One always creates these apocalyptic tomes with the drive to say everything at once and in the inability to believe that anyone will provide a further elaboration. Surely this drive was responsible for the major works of the twentieth century including Infinite Jest—at which point I must also mention the other great apocalyptic novels of the twentieth century: Finnegans Wake, The Recognitions, Gravity’s Rainbow, Beckett’s trilogy, Elliot’s Wasteland.

But it is sometimes this same apocalyptic vision of literature, the incredibly lofty goals of the big book, which causes the writer to forget all too easily that literature is capable of many different things.

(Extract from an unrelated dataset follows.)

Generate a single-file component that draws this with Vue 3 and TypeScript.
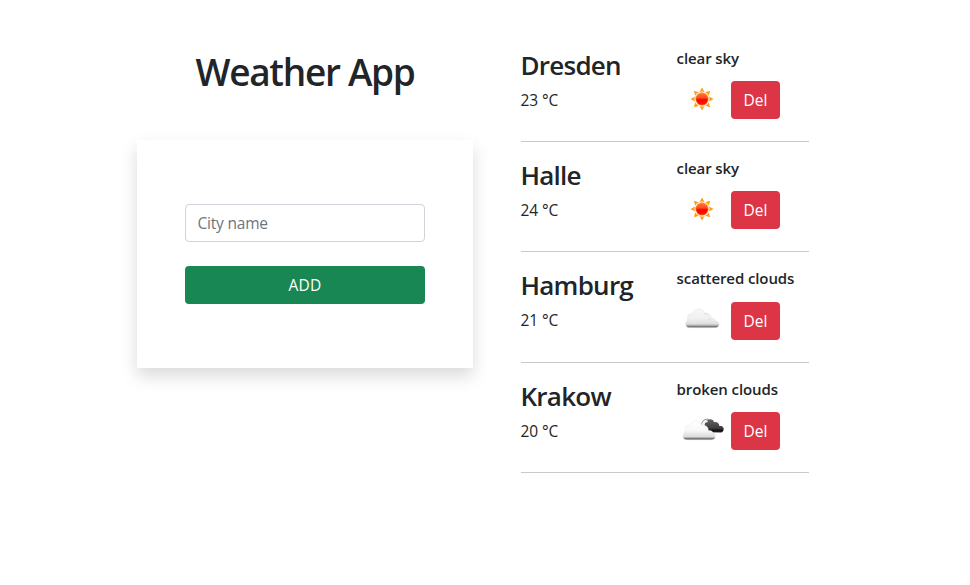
<script setup lang="ts">
import { ref } from 'vue'

type Sky = 'sun' | 'cloud' | 'broken'

interface City {
  name: string
  temp: number
  description: string
  sky: Sky
}

const cityName = ref('')
const cities = ref<City[]>([
  { name: 'Dresden', temp: 23, description: 'clear sky', sky: 'sun' },
  { name: 'Halle', temp: 24, description: 'clear sky', sky: 'sun' },
  { name: 'Hamburg', temp: 21, description: 'scattered clouds', sky: 'cloud' },
  { name: 'Krakow', temp: 20, description: 'broken clouds', sky: 'broken' },
])

function addCity(): void {
  const name = cityName.value.trim()
  if (!name) return
  cities.value.push({ name, temp: 20, description: 'clear sky', sky: 'sun' })
  cityName.value = ''
}

function removeCity(index: number): void {
  cities.value.splice(index, 1)
}

const rays = [0, 45, 90, 135, 180, 225, 270, 315]
</script>

<template>
  <main class="page">
    <section class="search">
      <h1 class="title">Weather App</h1>
      <form class="card" @submit.prevent="addCity">
        <input v-model="cityName" class="field" type="text" placeholder="City name" />
        <button class="btn add" type="submit">ADD</button>
      </form>
    </section>

    <section class="cities">
      <article v-for="(city, i) in cities" :key="city.name" class="city">
        <div class="place">
          <h3 class="name">{{ city.name }}</h3>
          <p class="temp">{{ city.temp }} °C</p>
        </div>
        <div class="weather">
          <h6 class="description">{{ city.description }}</h6>
          <div class="actions">
            <svg v-if="city.sky === 'sun'" class="icon" viewBox="0 0 50 50">
              <defs>
                <linearGradient :id="'sun' + i" x1="0" y1="0" x2="0" y2="1">
                  <stop offset="0" stop-color="#ff7a3c" />
                  <stop offset="0.42" stop-color="#ff4a1c" />
                  <stop offset="0.55" stop-color="#fb0500" />
                  <stop offset="1" stop-color="#ff1500" />
                </linearGradient>
              </defs>
              <path
                v-for="angle in rays"
                :key="angle"
                d="M25 13.4 L27.5 18 Q25 16.9 22.5 18 Z"
                :transform="`rotate(${angle} 25 25)`"
                fill="#ff9d13"
              />
              <circle cx="25" cy="25" r="6.3" :fill="`url(#sun${i})`" stroke="#ffa52b" stroke-width="0.7" />
            </svg>

            <svg v-else-if="city.sky === 'cloud'" class="icon" viewBox="0 0 50 50">
              <defs>
                <linearGradient :id="'cloud' + i" x1="0" y1="0" x2="0" y2="1">
                  <stop offset="0" stop-color="#f8f8f8" />
                  <stop offset="0.5" stop-color="#f0f0f0" />
                  <stop offset="0.78" stop-color="#e0e0e0" />
                  <stop offset="0.88" stop-color="#b4b4b4" />
                  <stop offset="0.91" stop-color="#777" />
                  <stop offset="1" stop-color="#858585" />
                </linearGradient>
              </defs>
              <path
                d="M12 33 C9.5 33 8.3 31 8.3 29 C8.3 27 9.4 25.8 10.5 25.3 C8.8 21 12 18 15.4 19 C16.5 15.6 19 14.2 21.3 14.2 C24.2 14.2 26.5 16 27 18.6 C30 17.5 34 20 33.8 23.6 C36.6 23.4 37.8 25.1 37.8 26.2 C40.3 26 41.6 27.8 41.6 29.6 C41.6 31.7 40.2 33 38 33 Z"
                :fill="`url(#cloud${i})`"
                stroke="#dcdcdc"
                stroke-width="0.4"
                transform="translate(0.4 -0.3)"
              />
              <path d="M27 18.6 C29.5 18.8 30.7 19.8 31.3 21.5 M33.8 23.6 C32.2 23.8 31.2 24.5 30.7 25.6" fill="none" stroke="#d4d4d4" stroke-width="0.6" />
            </svg>

            <svg v-else class="icon" viewBox="0 0 50 50">
              <defs>
                <linearGradient :id="'dark' + i" x1="0" y1="0" x2="0" y2="1">
                  <stop offset="0" stop-color="#636363" />
                  <stop offset="0.65" stop-color="#404040" />
                  <stop offset="0.85" stop-color="#101010" />
                  <stop offset="1" stop-color="#2b2b2b" />
                </linearGradient>
                <linearGradient :id="'light' + i" x1="0" y1="0" x2="0" y2="1">
                  <stop offset="0" stop-color="#ffffff" />
                  <stop offset="0.5" stop-color="#f8f8f8" />
                  <stop offset="0.82" stop-color="#dddddd" />
                  <stop offset="0.88" stop-color="#b0b0b0" />
                  <stop offset="0.91" stop-color="#757575" />
                  <stop offset="1" stop-color="#929292" />
                </linearGradient>
              </defs>
              <g transform="translate(0.7 -0.5)">
                <path
                  d="M28 27.8 C25.5 22 27 15.8 30 15.6 C32 13.8 36 14.8 36.4 17.7 C39.7 17.1 41.7 19.1 41.4 21.4 C44.5 21.1 46 22.7 46 24.5 C46 27 44.3 28.1 42.3 28.1 Z"
                  :fill="`url(#dark${i})`"
                />
                <path d="M23.6 20.5 C24.2 16.3 27.4 13.8 31.8 15" fill="none" stroke="#8a8a8a" stroke-width="1" />
                <path d="M25.6 22 C25.6 18.6 27.4 16.5 30 17" fill="none" stroke="#f4f4f4" stroke-width="1.6" />
                <path
                  d="M9 35.4 C6.2 35.4 5.2 33.2 5.2 31.2 C5.2 29 6.4 27.8 7.6 27.2 C5.8 23 9.2 20 12.3 20.9 C13.4 17.8 15.7 16.5 18.2 16.5 C21.3 16.5 23.7 18.5 24.1 21.3 C27.5 20 31 22.3 30.6 26 C33.4 25.6 35.1 26.7 35 28.3 C37.1 28.7 37.7 30 37.7 31.8 C37.7 34 36.2 35.4 34 35.4 Z"
                  :fill="`url(#light${i})`"
                  stroke="#e2e2e2"
                  stroke-width="0.4"
                />
              </g>
            </svg>
            <button class="btn del" type="button" @click="removeCity(i)">Del</button>
          </div>
        </div>
      </article>
    </section>
  </main>
</template>

<style>
body {
  margin: 0;
  background: #fff;
}
</style>

<style scoped>
* {
  box-sizing: border-box;
}

.page {
  display: flex;
  gap: 48px;
  min-height: 585px;
  padding: 48px 161px 0 137px;
  color: #212529;
  font-family: 'Segoe UI', 'Open Sans', 'Noto Sans', sans-serif;
  font-size: 15.5px;
  line-height: 24px;
}

h1,
h3,
h6,
p {
  margin: 0;
}

.search {
  width: 336px;
}

.title {
  font-size: 37px;
  font-weight: 600;
  line-height: 48px;
  text-align: center;
  letter-spacing: -1.3px;
}

.card {
  display: flex;
  flex-direction: column;
  gap: 24px;
  height: 228px;
  margin-top: 44px;
  padding: 64px 48px;
  background: #fff;
  box-shadow: 0 8px 16px rgba(0, 0, 0, 0.15);
}

.field {
  width: 100%;
  height: 38px;
  padding: 6px 12px 6px 11.5px;
  border: 1px solid #ced4da;
  border-radius: 4px;
  outline: 0;
  background: #fff;
  color: #212529;
  font: inherit;
  letter-spacing: -0.2px;
}

.field::placeholder {
  color: #6c757d;
  opacity: 1;
}

.btn {
  height: 38px;
  padding: 0;
  border: 0;
  border-radius: 4px;
  color: #fff;
  font: inherit;
  text-align: center;
}

.add {
  background: #198754;
  letter-spacing: 0.2px;
}

.del {
  width: 49px;
  background: #dc3545;
}

.cities {
  width: 288px;
}

.city {
  display: flex;
  height: 94.2px;
  margin-bottom: 16px;
  border-bottom: 1px solid #c8c9ca;
}

.place {
  width: 156px;
}

.name {
  margin-left: -0.5px;
  font-size: 26px;
  font-weight: 600;
  line-height: 34px;
  letter-spacing: -0.75px;
}

.temp {
  margin-top: 6px;
  margin-left: -0.5px;
  letter-spacing: -0.1px;
}

.description {
  margin-left: -0.4px;
  font-size: 15px;
  font-weight: 600;
  line-height: 20px;
  letter-spacing: -0.1px;
  white-space: nowrap;
}

.actions {
  display: flex;
  align-items: flex-start;
  gap: 4px;
  padding-top: 13.2px;
}

.icon {
  width: 50px;
  height: 50px;
  margin-top: -7px;
}
</style>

Some books can have political causes, artistic causes, religious causes, causes that are religious but end up political in the sweep of history, political causes which end up being artistic with the contingency of culture, and some can be a mix of any number of causes, only a few causes of which are highlighted at different times for different reasons. If each book is not the last of something, it is part of a mosaic, and if it is part of a mosaic, it can be whatever it wants to be.

Wallace was a major writer but he left little room for any other vision, as it happens, sadly, with most other writers who demand some something so incredibly lofty from art.

It is pleasing to see art inspiring others for any number of reasons.

But whenever every groove and contour of a great artist’s taste is praised simply because of its mere proximity to that artist’s accomplishments, I would say it’s time to take a closer look. There are few causes more futile than the war against irony. Irony catches up with us no matter how far we try to outrun it.